*RECORD SET*.
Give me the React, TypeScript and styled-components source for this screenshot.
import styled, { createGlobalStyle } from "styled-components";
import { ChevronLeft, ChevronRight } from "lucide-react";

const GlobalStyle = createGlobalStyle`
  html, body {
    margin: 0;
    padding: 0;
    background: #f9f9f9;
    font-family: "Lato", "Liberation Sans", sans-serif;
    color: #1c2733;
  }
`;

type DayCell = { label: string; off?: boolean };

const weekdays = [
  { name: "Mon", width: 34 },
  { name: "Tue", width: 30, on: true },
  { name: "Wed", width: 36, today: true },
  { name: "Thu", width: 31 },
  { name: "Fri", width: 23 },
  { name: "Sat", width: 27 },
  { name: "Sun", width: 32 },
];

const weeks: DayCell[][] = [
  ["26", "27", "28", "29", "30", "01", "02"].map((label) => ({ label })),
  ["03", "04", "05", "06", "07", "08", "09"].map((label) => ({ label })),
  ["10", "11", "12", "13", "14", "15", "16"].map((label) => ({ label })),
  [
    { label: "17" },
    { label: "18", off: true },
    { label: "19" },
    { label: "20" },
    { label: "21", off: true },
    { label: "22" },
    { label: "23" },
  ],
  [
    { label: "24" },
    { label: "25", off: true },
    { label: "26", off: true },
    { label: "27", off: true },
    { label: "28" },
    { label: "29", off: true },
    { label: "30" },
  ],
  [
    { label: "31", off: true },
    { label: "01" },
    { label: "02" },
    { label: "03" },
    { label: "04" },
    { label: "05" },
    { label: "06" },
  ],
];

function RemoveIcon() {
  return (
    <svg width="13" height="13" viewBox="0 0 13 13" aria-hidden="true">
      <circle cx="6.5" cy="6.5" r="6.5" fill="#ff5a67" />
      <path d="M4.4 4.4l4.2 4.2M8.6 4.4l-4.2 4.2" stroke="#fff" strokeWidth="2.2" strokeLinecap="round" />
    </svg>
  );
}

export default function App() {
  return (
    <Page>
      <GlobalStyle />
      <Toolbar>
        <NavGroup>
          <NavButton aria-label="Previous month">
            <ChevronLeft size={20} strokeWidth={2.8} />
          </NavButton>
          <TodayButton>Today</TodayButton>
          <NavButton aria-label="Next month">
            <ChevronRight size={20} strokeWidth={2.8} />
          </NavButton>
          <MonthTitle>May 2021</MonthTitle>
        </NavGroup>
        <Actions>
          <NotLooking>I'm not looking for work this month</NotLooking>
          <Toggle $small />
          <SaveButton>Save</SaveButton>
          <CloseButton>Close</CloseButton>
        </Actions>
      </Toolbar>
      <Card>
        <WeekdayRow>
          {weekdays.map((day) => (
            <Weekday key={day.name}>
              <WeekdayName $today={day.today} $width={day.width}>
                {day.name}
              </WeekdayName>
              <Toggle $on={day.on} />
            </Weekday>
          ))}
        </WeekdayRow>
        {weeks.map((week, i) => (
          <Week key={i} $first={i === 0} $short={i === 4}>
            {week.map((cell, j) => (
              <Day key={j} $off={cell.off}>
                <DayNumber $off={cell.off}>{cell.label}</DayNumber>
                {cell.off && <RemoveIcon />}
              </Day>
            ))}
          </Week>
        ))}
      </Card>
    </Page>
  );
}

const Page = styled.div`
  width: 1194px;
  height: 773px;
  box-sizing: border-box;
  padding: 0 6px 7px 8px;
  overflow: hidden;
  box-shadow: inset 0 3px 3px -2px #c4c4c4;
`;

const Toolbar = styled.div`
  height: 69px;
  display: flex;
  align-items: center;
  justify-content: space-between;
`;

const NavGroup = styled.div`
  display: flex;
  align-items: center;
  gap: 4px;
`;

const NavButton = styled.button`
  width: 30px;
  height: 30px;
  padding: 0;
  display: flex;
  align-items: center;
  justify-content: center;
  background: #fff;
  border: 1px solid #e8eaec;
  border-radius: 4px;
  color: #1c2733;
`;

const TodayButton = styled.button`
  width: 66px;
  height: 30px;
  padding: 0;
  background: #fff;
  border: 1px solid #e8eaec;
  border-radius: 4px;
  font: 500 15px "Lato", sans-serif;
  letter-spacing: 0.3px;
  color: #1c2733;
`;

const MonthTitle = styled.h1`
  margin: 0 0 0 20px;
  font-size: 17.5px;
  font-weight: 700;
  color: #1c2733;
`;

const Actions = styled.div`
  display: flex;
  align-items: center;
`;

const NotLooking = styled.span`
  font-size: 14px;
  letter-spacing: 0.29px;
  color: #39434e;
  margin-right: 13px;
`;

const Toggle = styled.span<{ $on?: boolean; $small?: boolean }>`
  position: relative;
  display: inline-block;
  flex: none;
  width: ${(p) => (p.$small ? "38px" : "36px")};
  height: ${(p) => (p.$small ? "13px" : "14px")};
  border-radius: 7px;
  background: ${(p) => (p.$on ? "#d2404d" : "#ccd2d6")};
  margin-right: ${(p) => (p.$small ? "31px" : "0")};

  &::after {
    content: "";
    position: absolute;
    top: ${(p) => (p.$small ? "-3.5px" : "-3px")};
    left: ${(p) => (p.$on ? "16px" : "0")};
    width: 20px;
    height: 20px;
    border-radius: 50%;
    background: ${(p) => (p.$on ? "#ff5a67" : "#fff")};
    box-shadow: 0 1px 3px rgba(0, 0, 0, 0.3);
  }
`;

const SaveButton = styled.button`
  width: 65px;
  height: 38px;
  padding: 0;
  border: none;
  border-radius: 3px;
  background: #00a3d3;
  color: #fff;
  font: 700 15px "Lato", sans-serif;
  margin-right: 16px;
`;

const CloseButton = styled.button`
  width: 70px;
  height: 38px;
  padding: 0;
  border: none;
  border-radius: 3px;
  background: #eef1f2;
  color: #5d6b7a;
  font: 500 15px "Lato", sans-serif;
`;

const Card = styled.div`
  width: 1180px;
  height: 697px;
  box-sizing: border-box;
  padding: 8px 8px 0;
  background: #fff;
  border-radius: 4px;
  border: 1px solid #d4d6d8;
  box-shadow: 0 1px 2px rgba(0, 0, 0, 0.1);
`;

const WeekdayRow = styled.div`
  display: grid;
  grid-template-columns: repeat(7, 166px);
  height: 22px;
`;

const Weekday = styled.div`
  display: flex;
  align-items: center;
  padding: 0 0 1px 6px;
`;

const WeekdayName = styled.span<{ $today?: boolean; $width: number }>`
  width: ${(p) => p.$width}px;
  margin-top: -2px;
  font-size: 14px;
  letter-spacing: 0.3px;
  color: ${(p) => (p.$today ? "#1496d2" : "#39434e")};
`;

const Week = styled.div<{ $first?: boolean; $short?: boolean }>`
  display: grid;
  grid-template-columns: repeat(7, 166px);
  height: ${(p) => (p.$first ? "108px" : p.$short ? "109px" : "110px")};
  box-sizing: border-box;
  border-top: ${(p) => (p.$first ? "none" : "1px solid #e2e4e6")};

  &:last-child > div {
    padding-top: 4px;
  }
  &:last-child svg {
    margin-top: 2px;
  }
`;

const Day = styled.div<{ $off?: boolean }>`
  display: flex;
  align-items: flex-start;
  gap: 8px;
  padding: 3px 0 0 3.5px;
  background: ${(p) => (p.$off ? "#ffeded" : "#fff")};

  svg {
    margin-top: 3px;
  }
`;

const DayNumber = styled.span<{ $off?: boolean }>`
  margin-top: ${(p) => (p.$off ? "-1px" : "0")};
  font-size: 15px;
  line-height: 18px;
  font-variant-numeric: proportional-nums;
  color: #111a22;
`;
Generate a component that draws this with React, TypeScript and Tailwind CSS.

*SHORT EXERCISE*. Each record above should be output again exactly.

*FINISHED TASK*.
Give me the React, TypeScript and styled-components source for this screenshot.
import styled, { createGlobalStyle } from "styled-components";
import { ChevronLeft, ChevronRight } from "lucide-react";

const GlobalStyle = createGlobalStyle`
  html, body {
    margin: 0;
    padding: 0;
    background: #f9f9f9;
    font-family: "Lato", "Liberation Sans", sans-serif;
    color: #1c2733;
  }
`;

type DayCell = { label: string; off?: boolean };

const weekdays = [
  { name: "Mon", width: 34 },
  { name: "Tue", width: 30, on: true },
  { name: "Wed", width: 36, today: true },
  { name: "Thu", width: 31 },
  { name: "Fri", width: 23 },
  { name: "Sat", width: 27 },
  { name: "Sun", width: 32 },
];

const weeks: DayCell[][] = [
  ["26", "27", "28", "29", "30", "01", "02"].map((label) => ({ label })),
  ["03", "04", "05", "06", "07", "08", "09"].map((label) => ({ label })),
  ["10", "11", "12", "13", "14", "15", "16"].map((label) => ({ label })),
  [
    { label: "17" },
    { label: "18", off: true },
    { label: "19" },
    { label: "20" },
    { label: "21", off: true },
    { label: "22" },
    { label: "23" },
  ],
  [
    { label: "24" },
    { label: "25", off: true },
    { label: "26", off: true },
    { label: "27", off: true },
    { label: "28" },
    { label: "29", off: true },
    { label: "30" },
  ],
  [
    { label: "31", off: true },
    { label: "01" },
    { label: "02" },
    { label: "03" },
    { label: "04" },
    { label: "05" },
    { label: "06" },
  ],
];

function RemoveIcon() {
  return (
    <svg width="13" height="13" viewBox="0 0 13 13" aria-hidden="true">
      <circle cx="6.5" cy="6.5" r="6.5" fill="#ff5a67" />
      <path d="M4.4 4.4l4.2 4.2M8.6 4.4l-4.2 4.2" stroke="#fff" strokeWidth="2.2" strokeLinecap="round" />
    </svg>
  );
}

export default function App() {
  return (
    <Page>
      <GlobalStyle />
      <Toolbar>
        <NavGroup>
          <NavButton aria-label="Previous month">
            <ChevronLeft size={20} strokeWidth={2.8} />
          </NavButton>
          <TodayButton>Today</TodayButton>
          <NavButton aria-label="Next month">
            <ChevronRight size={20} strokeWidth={2.8} />
          </NavButton>
          <MonthTitle>May 2021</MonthTitle>
        </NavGroup>
        <Actions>
          <NotLooking>I'm not looking for work this month</NotLooking>
          <Toggle $small />
          <SaveButton>Save</SaveButton>
          <CloseButton>Close</CloseButton>
        </Actions>
      </Toolbar>
      <Card>
        <WeekdayRow>
          {weekdays.map((day) => (
            <Weekday key={day.name}>
              <WeekdayName $today={day.today} $width={day.width}>
                {day.name}
              </WeekdayName>
              <Toggle $on={day.on} />
            </Weekday>
          ))}
        </WeekdayRow>
        {weeks.map((week, i) => (
          <Week key={i} $first={i === 0} $short={i === 4}>
            {week.map((cell, j) => (
              <Day key={j} $off={cell.off}>
                <DayNumber $off={cell.off}>{cell.label}</DayNumber>
                {cell.off && <RemoveIcon />}
              </Day>
            ))}
          </Week>
        ))}
      </Card>
    </Page>
  );
}

const Page = styled.div`
  width: 1194px;
  height: 773px;
  box-sizing: border-box;
  padding: 0 6px 7px 8px;
  overflow: hidden;
  box-shadow: inset 0 3px 3px -2px #c4c4c4;
`;

const Toolbar = styled.div`
  height: 69px;
  display: flex;
  align-items: center;
  justify-content: space-between;
`;

const NavGroup = styled.div`
  display: flex;
  align-items: center;
  gap: 4px;
`;

const NavButton = styled.button`
  width: 30px;
  height: 30px;
  padding: 0;
  display: flex;
  align-items: center;
  justify-content: center;
  background: #fff;
  border: 1px solid #e8eaec;
  border-radius: 4px;
  color: #1c2733;
`;

const TodayButton = styled.button`
  width: 66px;
  height: 30px;
  padding: 0;
  background: #fff;
  border: 1px solid #e8eaec;
  border-radius: 4px;
  font: 500 15px "Lato", sans-serif;
  letter-spacing: 0.3px;
  color: #1c2733;
`;

const MonthTitle = styled.h1`
  margin: 0 0 0 20px;
  font-size: 17.5px;
  font-weight: 700;
  color: #1c2733;
`;

const Actions = styled.div`
  display: flex;
  align-items: center;
`;

const NotLooking = styled.span`
  font-size: 14px;
  letter-spacing: 0.29px;
  color: #39434e;
  margin-right: 13px;
`;

const Toggle = styled.span<{ $on?: boolean; $small?: boolean }>`
  position: relative;
  display: inline-block;
  flex: none;
  width: ${(p) => (p.$small ? "38px" : "36px")};
  height: ${(p) => (p.$small ? "13px" : "14px")};
  border-radius: 7px;
  background: ${(p) => (p.$on ? "#d2404d" : "#ccd2d6")};
  margin-right: ${(p) => (p.$small ? "31px" : "0")};

  &::after {
    content: "";
    position: absolute;
    top: ${(p) => (p.$small ? "-3.5px" : "-3px")};
    left: ${(p) => (p.$on ? "16px" : "0")};
    width: 20px;
    height: 20px;
    border-radius: 50%;
    background: ${(p) => (p.$on ? "#ff5a67" : "#fff")};
    box-shadow: 0 1px 3px rgba(0, 0, 0, 0.3);
  }
`;

const SaveButton = styled.button`
  width: 65px;
  height: 38px;
  padding: 0;
  border: none;
  border-radius: 3px;
  background: #00a3d3;
  color: #fff;
  font: 700 15px "Lato", sans-serif;
  margin-right: 16px;
`;

const CloseButton = styled.button`
  width: 70px;
  height: 38px;
  padding: 0;
  border: none;
  border-radius: 3px;
  background: #eef1f2;
  color: #5d6b7a;
  font: 500 15px "Lato", sans-serif;
`;

const Card = styled.div`
  width: 1180px;
  height: 697px;
  box-sizing: border-box;
  padding: 8px 8px 0;
  background: #fff;
  border-radius: 4px;
  border: 1px solid #d4d6d8;
  box-shadow: 0 1px 2px rgba(0, 0, 0, 0.1);
`;

const WeekdayRow = styled.div`
  display: grid;
  grid-template-columns: repeat(7, 166px);
  height: 22px;
`;

const Weekday = styled.div`
  display: flex;
  align-items: center;
  padding: 0 0 1px 6px;
`;

const WeekdayName = styled.span<{ $today?: boolean; $width: number }>`
  width: ${(p) => p.$width}px;
  margin-top: -2px;
  font-size: 14px;
  letter-spacing: 0.3px;
  color: ${(p) => (p.$today ? "#1496d2" : "#39434e")};
`;

const Week = styled.div<{ $first?: boolean; $short?: boolean }>`
  display: grid;
  grid-template-columns: repeat(7, 166px);
  height: ${(p) => (p.$first ? "108px" : p.$short ? "109px" : "110px")};
  box-sizing: border-box;
  border-top: ${(p) => (p.$first ? "none" : "1px solid #e2e4e6")};

  &:last-child > div {
    padding-top: 4px;
  }
  &:last-child svg {
    margin-top: 2px;
  }
`;

const Day = styled.div<{ $off?: boolean }>`
  display: flex;
  align-items: flex-start;
  gap: 8px;
  padding: 3px 0 0 3.5px;
  background: ${(p) => (p.$off ? "#ffeded" : "#fff")};

  svg {
    margin-top: 3px;
  }
`;

const DayNumber = styled.span<{ $off?: boolean }>`
  margin-top: ${(p) => (p.$off ? "-1px" : "0")};
  font-size: 15px;
  line-height: 18px;
  font-variant-numeric: proportional-nums;
  color: #111a22;
`;
Generate a component that draws this with React, TypeScript and Tailwind CSS.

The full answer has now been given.